[EXERCISE PROMPT] From the listing below, pull out all lines with "components" in them.

[STORED DATA]
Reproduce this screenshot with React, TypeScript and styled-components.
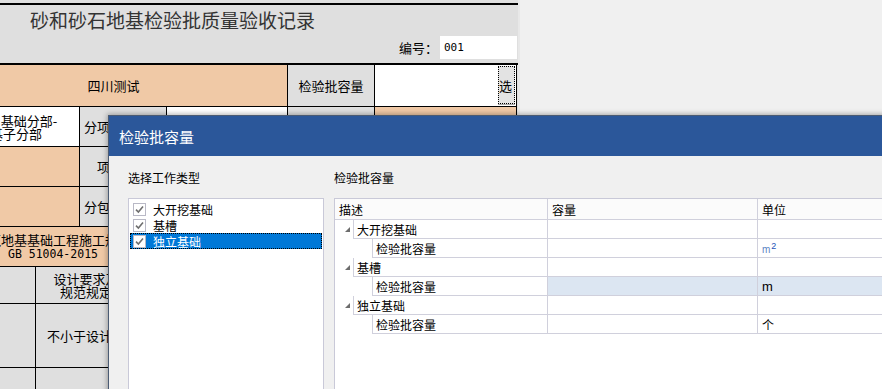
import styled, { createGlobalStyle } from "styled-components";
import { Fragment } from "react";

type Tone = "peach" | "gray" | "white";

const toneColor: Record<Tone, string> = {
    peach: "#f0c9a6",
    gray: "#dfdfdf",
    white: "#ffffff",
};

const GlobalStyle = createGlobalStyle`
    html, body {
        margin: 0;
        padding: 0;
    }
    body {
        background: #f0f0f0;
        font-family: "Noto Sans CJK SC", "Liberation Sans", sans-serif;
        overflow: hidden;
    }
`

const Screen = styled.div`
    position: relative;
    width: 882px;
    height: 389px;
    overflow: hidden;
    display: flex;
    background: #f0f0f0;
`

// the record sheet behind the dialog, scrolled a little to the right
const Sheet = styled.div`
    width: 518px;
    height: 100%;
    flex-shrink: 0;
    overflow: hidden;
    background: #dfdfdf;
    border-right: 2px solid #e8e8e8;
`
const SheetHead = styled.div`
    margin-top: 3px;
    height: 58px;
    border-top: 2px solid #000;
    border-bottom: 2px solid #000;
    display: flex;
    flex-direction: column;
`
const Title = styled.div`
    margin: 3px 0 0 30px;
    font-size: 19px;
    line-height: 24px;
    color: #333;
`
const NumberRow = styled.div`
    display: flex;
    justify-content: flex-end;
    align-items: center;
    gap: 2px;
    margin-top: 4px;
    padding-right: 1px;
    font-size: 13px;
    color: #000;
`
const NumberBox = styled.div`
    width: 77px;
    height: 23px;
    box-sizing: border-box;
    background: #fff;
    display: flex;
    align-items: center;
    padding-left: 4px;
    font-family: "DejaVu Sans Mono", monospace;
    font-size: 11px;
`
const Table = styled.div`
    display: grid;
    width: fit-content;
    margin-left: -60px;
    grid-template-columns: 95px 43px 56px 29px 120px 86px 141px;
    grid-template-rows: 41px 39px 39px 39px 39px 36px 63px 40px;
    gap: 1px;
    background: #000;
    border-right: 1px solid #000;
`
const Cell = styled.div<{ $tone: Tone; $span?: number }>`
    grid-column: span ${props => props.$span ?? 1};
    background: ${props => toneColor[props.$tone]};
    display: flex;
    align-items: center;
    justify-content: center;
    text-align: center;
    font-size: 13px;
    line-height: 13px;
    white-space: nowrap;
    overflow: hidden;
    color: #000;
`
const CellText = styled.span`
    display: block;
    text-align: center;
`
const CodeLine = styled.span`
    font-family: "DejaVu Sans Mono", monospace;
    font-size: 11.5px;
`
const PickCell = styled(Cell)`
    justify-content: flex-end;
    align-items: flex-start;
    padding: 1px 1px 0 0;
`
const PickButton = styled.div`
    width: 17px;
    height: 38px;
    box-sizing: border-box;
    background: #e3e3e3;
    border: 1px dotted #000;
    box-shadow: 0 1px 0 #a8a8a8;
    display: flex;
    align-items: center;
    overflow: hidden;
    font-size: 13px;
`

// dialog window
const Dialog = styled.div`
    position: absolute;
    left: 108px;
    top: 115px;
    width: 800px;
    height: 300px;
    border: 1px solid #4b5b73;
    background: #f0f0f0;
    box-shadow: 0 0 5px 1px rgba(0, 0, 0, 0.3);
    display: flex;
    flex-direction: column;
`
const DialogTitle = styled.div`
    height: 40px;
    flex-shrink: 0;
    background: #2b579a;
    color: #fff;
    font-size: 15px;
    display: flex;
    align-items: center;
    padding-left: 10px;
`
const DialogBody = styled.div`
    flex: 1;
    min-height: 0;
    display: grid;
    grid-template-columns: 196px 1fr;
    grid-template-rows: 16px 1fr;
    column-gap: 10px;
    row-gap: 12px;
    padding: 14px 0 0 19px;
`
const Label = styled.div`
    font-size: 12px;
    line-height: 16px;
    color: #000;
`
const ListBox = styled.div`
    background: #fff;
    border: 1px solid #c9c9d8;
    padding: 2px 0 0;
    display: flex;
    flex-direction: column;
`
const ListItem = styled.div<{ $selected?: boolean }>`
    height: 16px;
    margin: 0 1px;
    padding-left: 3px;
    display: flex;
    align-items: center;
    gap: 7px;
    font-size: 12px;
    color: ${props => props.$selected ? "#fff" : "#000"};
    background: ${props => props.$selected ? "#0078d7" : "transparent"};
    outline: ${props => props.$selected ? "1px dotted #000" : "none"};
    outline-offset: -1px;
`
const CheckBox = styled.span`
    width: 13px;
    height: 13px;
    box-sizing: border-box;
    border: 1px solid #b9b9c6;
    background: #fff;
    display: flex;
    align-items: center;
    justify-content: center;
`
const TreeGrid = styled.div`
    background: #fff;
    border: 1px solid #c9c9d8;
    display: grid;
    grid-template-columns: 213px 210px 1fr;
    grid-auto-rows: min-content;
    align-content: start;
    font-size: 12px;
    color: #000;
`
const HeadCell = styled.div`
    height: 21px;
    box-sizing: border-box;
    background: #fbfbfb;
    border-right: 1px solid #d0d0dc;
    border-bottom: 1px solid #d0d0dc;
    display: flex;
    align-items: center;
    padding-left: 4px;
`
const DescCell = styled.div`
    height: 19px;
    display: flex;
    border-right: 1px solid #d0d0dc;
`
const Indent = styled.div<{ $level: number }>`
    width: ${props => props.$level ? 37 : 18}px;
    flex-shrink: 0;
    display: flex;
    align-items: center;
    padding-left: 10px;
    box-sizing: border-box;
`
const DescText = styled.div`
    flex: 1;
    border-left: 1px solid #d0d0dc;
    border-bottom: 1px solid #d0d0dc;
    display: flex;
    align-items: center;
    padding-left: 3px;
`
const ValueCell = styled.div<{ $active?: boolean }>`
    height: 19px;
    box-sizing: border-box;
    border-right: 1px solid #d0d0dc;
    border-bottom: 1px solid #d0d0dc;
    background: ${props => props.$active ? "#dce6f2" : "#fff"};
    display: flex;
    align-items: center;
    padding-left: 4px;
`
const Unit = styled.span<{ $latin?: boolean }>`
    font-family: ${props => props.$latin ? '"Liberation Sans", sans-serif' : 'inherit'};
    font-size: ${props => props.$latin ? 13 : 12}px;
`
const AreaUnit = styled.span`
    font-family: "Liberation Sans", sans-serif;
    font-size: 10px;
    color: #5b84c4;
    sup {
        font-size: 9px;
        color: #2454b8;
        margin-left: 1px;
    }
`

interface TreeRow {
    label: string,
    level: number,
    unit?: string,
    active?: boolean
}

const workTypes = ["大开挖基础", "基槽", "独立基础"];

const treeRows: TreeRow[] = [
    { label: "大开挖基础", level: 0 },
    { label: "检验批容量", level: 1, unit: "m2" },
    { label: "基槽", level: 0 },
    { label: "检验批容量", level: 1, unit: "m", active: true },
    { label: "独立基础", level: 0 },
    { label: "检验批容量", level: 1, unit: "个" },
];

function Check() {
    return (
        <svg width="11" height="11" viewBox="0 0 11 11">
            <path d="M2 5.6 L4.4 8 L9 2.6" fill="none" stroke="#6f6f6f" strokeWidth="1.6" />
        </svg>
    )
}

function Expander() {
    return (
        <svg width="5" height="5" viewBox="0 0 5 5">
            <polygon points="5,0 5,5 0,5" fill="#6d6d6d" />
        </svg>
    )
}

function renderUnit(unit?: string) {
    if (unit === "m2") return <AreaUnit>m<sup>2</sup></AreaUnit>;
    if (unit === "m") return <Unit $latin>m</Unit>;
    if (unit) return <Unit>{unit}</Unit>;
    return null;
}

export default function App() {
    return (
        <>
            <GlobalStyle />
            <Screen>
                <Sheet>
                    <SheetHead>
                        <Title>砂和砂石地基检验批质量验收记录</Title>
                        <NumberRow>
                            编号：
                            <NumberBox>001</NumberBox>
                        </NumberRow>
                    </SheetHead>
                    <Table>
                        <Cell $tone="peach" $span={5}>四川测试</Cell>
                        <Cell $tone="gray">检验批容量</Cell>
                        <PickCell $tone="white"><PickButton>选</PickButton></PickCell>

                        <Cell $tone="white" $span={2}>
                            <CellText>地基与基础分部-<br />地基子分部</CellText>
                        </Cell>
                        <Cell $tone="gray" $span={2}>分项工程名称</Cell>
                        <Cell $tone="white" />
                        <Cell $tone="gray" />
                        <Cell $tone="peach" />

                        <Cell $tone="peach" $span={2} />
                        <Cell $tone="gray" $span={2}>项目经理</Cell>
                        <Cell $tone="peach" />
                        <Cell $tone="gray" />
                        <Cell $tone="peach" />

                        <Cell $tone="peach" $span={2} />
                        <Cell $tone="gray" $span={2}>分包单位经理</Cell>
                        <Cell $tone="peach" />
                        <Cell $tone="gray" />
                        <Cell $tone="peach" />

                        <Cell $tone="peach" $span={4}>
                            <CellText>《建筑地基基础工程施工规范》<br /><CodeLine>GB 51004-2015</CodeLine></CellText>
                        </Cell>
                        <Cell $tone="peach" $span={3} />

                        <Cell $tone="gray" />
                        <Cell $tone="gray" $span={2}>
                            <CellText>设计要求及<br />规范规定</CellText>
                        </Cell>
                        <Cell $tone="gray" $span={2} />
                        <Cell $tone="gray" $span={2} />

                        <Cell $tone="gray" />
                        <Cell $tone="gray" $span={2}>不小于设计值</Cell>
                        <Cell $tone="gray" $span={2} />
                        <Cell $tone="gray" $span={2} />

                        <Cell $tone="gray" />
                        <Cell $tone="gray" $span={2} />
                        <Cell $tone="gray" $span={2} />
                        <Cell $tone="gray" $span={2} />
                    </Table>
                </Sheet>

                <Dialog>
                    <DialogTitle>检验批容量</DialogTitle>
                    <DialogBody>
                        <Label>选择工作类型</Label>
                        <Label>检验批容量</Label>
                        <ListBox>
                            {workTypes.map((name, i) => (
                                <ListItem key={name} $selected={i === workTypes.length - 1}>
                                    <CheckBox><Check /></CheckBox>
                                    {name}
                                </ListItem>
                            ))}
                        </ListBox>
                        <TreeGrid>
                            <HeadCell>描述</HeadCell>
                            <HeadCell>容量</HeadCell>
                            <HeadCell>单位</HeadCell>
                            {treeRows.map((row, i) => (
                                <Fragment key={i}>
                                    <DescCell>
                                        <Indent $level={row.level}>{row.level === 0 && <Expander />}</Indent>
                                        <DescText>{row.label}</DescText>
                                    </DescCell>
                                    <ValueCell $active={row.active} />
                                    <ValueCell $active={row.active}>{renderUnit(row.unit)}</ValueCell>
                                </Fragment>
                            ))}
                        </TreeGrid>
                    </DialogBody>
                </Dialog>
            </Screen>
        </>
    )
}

[THE SOLUTION]
Reproduce this screenshot with React, TypeScript and styled-components.
import styled, { createGlobalStyle } from "styled-components";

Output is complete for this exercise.